Há anos que venho colaborando com algumas instituições na coordenação de clubes de leitura. Coordenar, neste caso, significa tentar suprir a falta de aparato teórico quando necessário, de um modo intuitivo e sem prejudicar o natural percurso reflexivo sobre as obras literárias. Porque, em casos como o Clube de Leitura de Arteijo, nascido ao abrigo da galega Biblioteca Henrique Rabunhal, já partiam de um processo de participação muito claro; só precisavam, e assim me fizeram saber, “aprender qualquer coisa”. Eu imediatamente percebi que apenas desejavam conhecer quaisquer ferramentas teóricas para poderem “debulhar” melhor o valor estético e humano do que liam.
As boas obras literárias oferecem-nos uma particular interpretação do mundo, e dado que foram escritas para nós apenas com a experiência que temos da vida devemos é poder fazer uma interpretação proveitosa. Proveitosa para nós, pois não há outro objetivo maior. No entanto, é comum mostrar certas inseguranças, como a necessidade de consultar a crítica antes de nos atrevermos a falar, ou não sabermos aonde podem chegar as interpretações de uma passagem específica. Chegados aqui, eu sempre argumento que a coisa é mais simples do que parece: os limites de um discurso interpretativo estão no próprio texto, na prudência de argumentar nos apoiando no que figura literalmente nele. Todas as interpretações são válidas, portanto, se bem argumentadas e apoiadas no que foi escrito.
O facto de interpretações diversas serem aceitáveis, longe de tornar o processo hermenêutico mais complicado, abre um leque de possibilidades que nos liberta da verdade monolítica e nos faz encontrar-nos com a autêntica verdade, que dizer, aquela que poderíamos definir a nascida de uma visão poética da vida. Se lembramos que “poesia” significa ‘criação’, perceberá-se melhor que cada interpretação é uma criação —mesmo a interpretação da própria autora— e que uma nova interpretação pode bem ser compatível com as anteriores, e ainda enriquecer sua gama de cores. Porque a verdade é única e ao mesmo tempo diversa, de tal modo que só através de uma imagem poética pode ser exprimida. Isto pode explicar-se através da alegoria de uma árvore que, possuindo um tronco único e aprofundando suas raízes na terra da experiência vulgar, ergue seus ramos em várias direções e oferece ao observador uma paisagem quase infinita de folhas e frutos que muda dependendo do ângulo com que se observe.

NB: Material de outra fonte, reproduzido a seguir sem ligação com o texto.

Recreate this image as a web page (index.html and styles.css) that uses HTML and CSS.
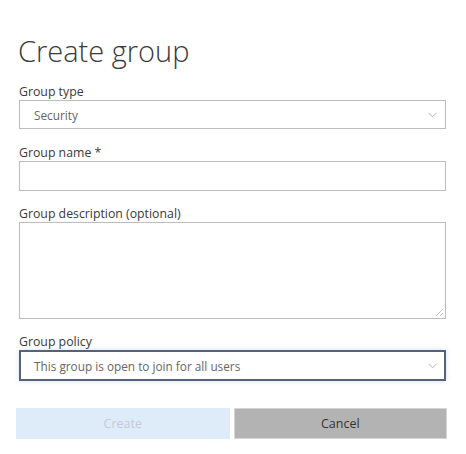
FILE: index.html
```html
<!DOCTYPE html>
<html lang="en">
<head>
<meta charset="utf-8">
<title>Create group</title>
<link rel="stylesheet" href="styles.css">
</head>
<body>
<main class="panel">
  <h1 class="title">Create group</h1>

  <div class="field field-first">
    <label class="label">Group type</label>
    <div class="select">
      <span class="select-text">Security</span>
      <svg class="chev" width="9" height="6" viewBox="0 0 9 6"><path d="M0.5 0.8 L4.5 4.8 L8.5 0.8" fill="none" stroke="#b0b0b0" stroke-width="1"/></svg>
    </div>
  </div>

  <div class="field">
    <label class="label">Group name *</label>
    <div class="input"></div>
  </div>

  <div class="field field-tight">
    <label class="label">Group description (optional)</label>
    <div class="textarea-wrap">
      <textarea class="textarea"></textarea>
      <svg class="grip" width="9" height="9" viewBox="0 0 9 9"><path d="M8 1 L1 8 M8 5 L5 8" fill="none" stroke="#c4c4c4" stroke-width="1"/></svg>
    </div>
  </div>

  <div class="field field-tight">
    <label class="label">Group policy</label>
    <div class="select select-focus">
      <span class="select-text">This group is open to join for all users</span>
      <svg class="chev" width="9" height="6" viewBox="0 0 9 6"><path d="M0.5 0.8 L4.5 4.8 L8.5 0.8" fill="none" stroke="#b0b0b0" stroke-width="1"/></svg>
    </div>
  </div>

  <div class="actions">
    <button class="btn btn-create" disabled>Create</button>
    <button class="btn btn-cancel">Cancel</button>
  </div>
</main>
</body>
</html>
```

FILE: styles.css
```css
html, body {
  margin: 0;
  padding: 0;
  background: #ffffff;
}

body {
  font-family: "Open Sans", "Noto Sans", "Liberation Sans", sans-serif;
  color: #333333;
}

.panel {
  padding: 32px 20px 0 19px;
  display: flex;
  flex-direction: column;
}

.title {
  margin: 0 0 0 -1px;
  font-weight: 300;
  font-size: 29px;
  line-height: 38px;
  color: #3a3a3a;
}

.field {
  display: flex;
  flex-direction: column;
  margin-top: 16px;
}

.field-first {
  margin-top: 14px;
}

.field-tight {
  margin-top: 15px;
}

.label {
  font-size: 12.3px;
  line-height: 16px;
  color: #3a3a3a;
}

.select {
  box-sizing: border-box;
  height: 29px;
  border: 1px solid #bdbdbd;
  display: flex;
  align-items: center;
  justify-content: space-between;
  padding: 0 8px 0 14px;
  background: #fff;
}

.select-text {
  font-size: 11.8px;
  color: #666666;
}

.select-focus {
  height: 31px;
  border: 2px solid #55627a;
  padding-left: 13px;
  padding-right: 7px;
  box-shadow: 0 0 5px rgba(120, 160, 220, 0.35);
}

.chev {
  display: block;
}

.input {
  box-sizing: border-box;
  height: 30px;
  border: 1px solid #bdbdbd;
}

.textarea-wrap {
  position: relative;
}

.textarea {
  box-sizing: border-box;
  width: 100%;
  height: 97px;
  border: 1px solid #bdbdbd;
  border-radius: 0;
  margin: 0;
  padding: 4px;
  font-family: inherit;
  resize: none;
  outline: none;
  display: block;
}

.grip {
  position: absolute;
  right: 2px;
  bottom: 2px;
  display: block;
}

.actions {
  display: grid;
  grid-template-columns: 1fr 1fr;
  gap: 4px;
  margin-top: 27px;
  margin-left: -3px;
  margin-right: -1px;
}

.btn {
  height: 31px;
  font-family: inherit;
  font-size: 12.5px;
  border: 1px solid transparent;
  padding: 0;
}

.btn-create {
  background: #deebf8;
  color: #c3ccd6;
}

.btn-cancel {
  background: #b3b3b3;
  border-color: #d6d6d6;
  color: #333333;
}
```
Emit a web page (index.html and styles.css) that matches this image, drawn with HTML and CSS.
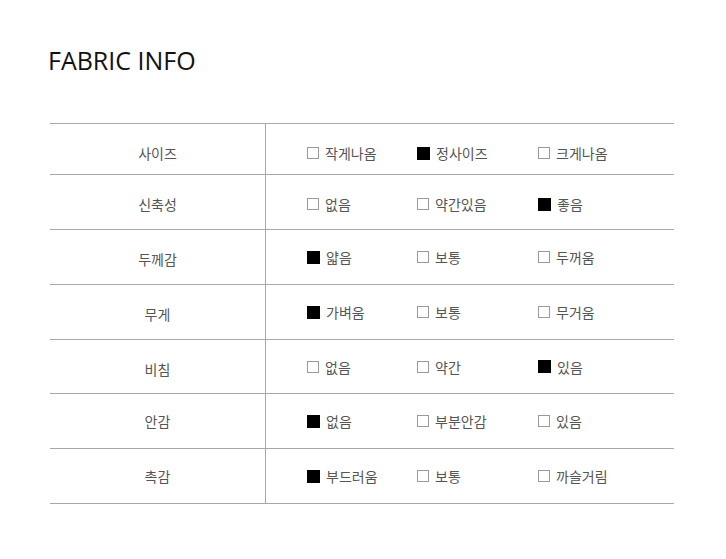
FILE: index.html
```html
<!DOCTYPE html>
<html lang="ko">
<head>
<meta charset="utf-8">
<link rel="stylesheet" href="styles.css">
</head>
<body>
<h1 class="title">FABRIC INFO</h1>
<div class="table">
  <div class="row r1">
    <div class="label">사이즈</div>
    <div class="opts">
      <span class="opt"><i class="box"></i>작게나옴</span>
      <span class="opt"><i class="box on"></i>정사이즈</span>
      <span class="opt"><i class="box"></i>크게나옴</span>
    </div>
  </div>
  <div class="row r2">
    <div class="label">신축성</div>
    <div class="opts">
      <span class="opt"><i class="box"></i>없음</span>
      <span class="opt"><i class="box"></i>약간있음</span>
      <span class="opt"><i class="box on"></i>좋음</span>
    </div>
  </div>
  <div class="row low">
    <div class="label">두께감</div>
    <div class="opts">
      <span class="opt"><i class="box on"></i>얇음</span>
      <span class="opt"><i class="box"></i>보통</span>
      <span class="opt"><i class="box"></i>두꺼움</span>
    </div>
  </div>
  <div class="row low">
    <div class="label">무게</div>
    <div class="opts">
      <span class="opt"><i class="box on"></i>가벼움</span>
      <span class="opt"><i class="box"></i>보통</span>
      <span class="opt"><i class="box"></i>무거움</span>
    </div>
  </div>
  <div class="row low r5">
    <div class="label">비침</div>
    <div class="opts">
      <span class="opt"><i class="box"></i>없음</span>
      <span class="opt"><i class="box"></i>약간</span>
      <span class="opt"><i class="box on"></i>있음</span>
    </div>
  </div>
  <div class="row">
    <div class="label">안감</div>
    <div class="opts">
      <span class="opt"><i class="box on"></i>없음</span>
      <span class="opt"><i class="box"></i>부분안감</span>
      <span class="opt"><i class="box"></i>있음</span>
    </div>
  </div>
  <div class="row">
    <div class="label">촉감</div>
    <div class="opts">
      <span class="opt"><i class="box on"></i>부드러움</span>
      <span class="opt"><i class="box"></i>보통</span>
      <span class="opt"><i class="box"></i>까슬거림</span>
    </div>
  </div>
</div>
</body>
</html>
```
FILE: styles.css
```css
html, body {
  margin: 0;
  padding: 0;
  background: #fff;
}
body {
  font-family: "Noto Sans CJK KR", "Noto Sans", sans-serif;
  color: #555;
}
.title {
  margin: 0;
  padding: 44px 0 0 48px;
  height: 123px;
  box-sizing: border-box;
  font-family: "Open Sans", "Noto Sans", sans-serif;
  font-weight: 400;
  font-size: 25px;
  line-height: 32px;
  color: #111;
}
.table {
  margin-left: 50px;
  width: 624px;
  border-top: 1px solid #a8a8a8;
}
.row {
  display: grid;
  grid-template-columns: 216px 1fr;
  height: 55px;
  box-sizing: border-box;
  border-bottom: 1px solid #a8a8a8;
}
.row.r1 { height: 51px; }
.row.r5 { height: 54px; }
.label {
  border-right: 1px solid #a8a8a8;
  display: flex;
  align-items: center;
  justify-content: center;
  font-size: 14px;
}
.opts {
  display: grid;
  grid-template-columns: 110px 121px 1fr;
  align-items: center;
  padding-left: 41px;
  font-size: 14px;
}
.r1 .label, .r1 .opts { padding-top: 8px; }
.r2 .label, .r2 .opts { padding-top: 4px; }
.low .label { padding-top: 4px; }
.opt {
  display: flex;
  align-items: center;
  white-space: nowrap;
}
.box {
  display: inline-block;
  width: 12px;
  height: 12px;
  box-sizing: border-box;
  border: 1px solid #9a9a9a;
  margin-right: 6px;
}
.box.on {
  width: 13px;
  height: 13px;
  background: #000;
  border-color: #000;
}
```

Toda esta riqueza interpretativa, tanto a da autora quanto a das leitoras, portanto, liberta-nos porque nos mostra uma nova e sempre possível interpretação da vida. E isso tem mais valor do que por regra reconhecemos, já que a vida que vale a pena viver é uma contínua transformação do de dentro e de fora, facto ao que certamente nos poderemos adaptar melhor se através da literatura e da arte praticamos uma visão poética da vida.